Divorce is not pretty. It doesn’t take a psychology degree to see such a simple truth. When two people who thought they would spend the rest of their lives together decide to part ways, there is anger, resentment and loss. While there has been a significant amount of attention paid to
how women handle the depression and other negative effects of divorce, little attention has been focused on how men react as a result of ending a marriage.

In 2008, it was estimated that almost 40% of marriages ended in divorce. The statistics for second marriages are even worse. Lives are changed. And while it seems the focus is on men who leave, the fact is that the majority of divorces are filed by women. No one disputes that divorce is
hard on everyone.

In general, men are defined by more than just their status in a marriage. No one scoffs at a lifelong bachelor (just consider the terms:  achelor and old maid? Who’s getting judged, just by words alone?). A man who doesn’t want children isn’t viewed the same way a woman would be. Rather, a man finds meaning in his relationships, but also in the car he drives, the sports he plays, but most of all, by the job he performs. Losing a wife is painful, but studies have demonstrated that divorce causes less anxiety and stress for a man than unemployment does.

In contrast to losing a job, men do not suffer the depression in a divorce that they do in unemployment. After a divorce, a woman’s standard of living drops by 73%. Her ex-husband, on the other hand? His standard of living increases by 42%. It’s going to get a whole lot better soon.

A man gets divorced. Now what? He still has his job. Men find their identity through their work.  Thousands of years ago, men hunted to put food on the family table. They cleared land and built homes. Men were craftsmen, shopkeepers, doctors, and law men. They raised crops and livestock to feed the nation. Maybe you’re saying goodbye to one kind of life, but you’re still putting food on the table.

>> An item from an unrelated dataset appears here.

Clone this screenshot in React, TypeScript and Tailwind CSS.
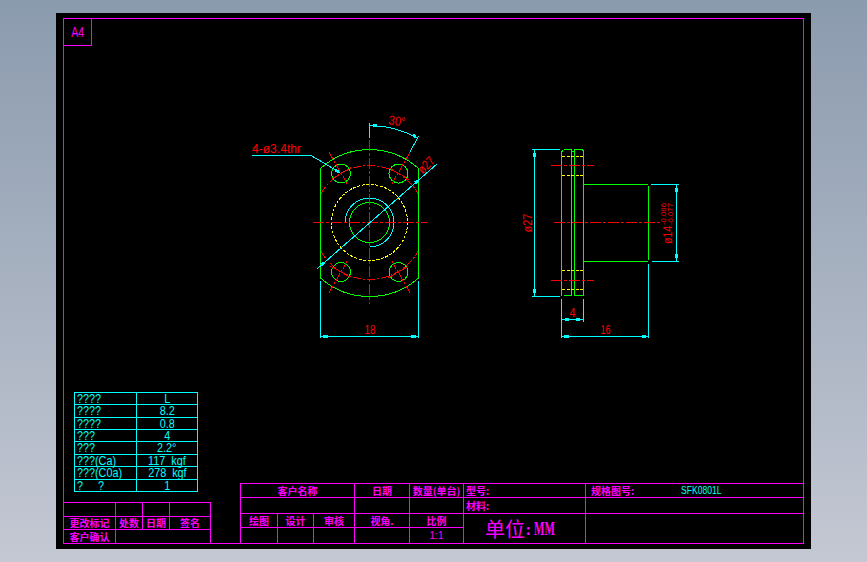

Remember, there is always someone worse off than the recently divorced male. Take the workers at the ArcelorMittal steel plant in Lackawanna, New York, just south of Buffalo that closed in 2009.  Within three months of the announcement, two men had died of heart attacks and one found
himself recovering from angioplasty in which three stents were placed in his heart. Losing your wife or losing your life? Neither is an appealing option, but living most certainly trumps dying on any given day. Of course, nobody lives their life dreaming of the day they’ll serve their divorce papers, at the end of the day, losing your wife isn’t as bad as losing your job.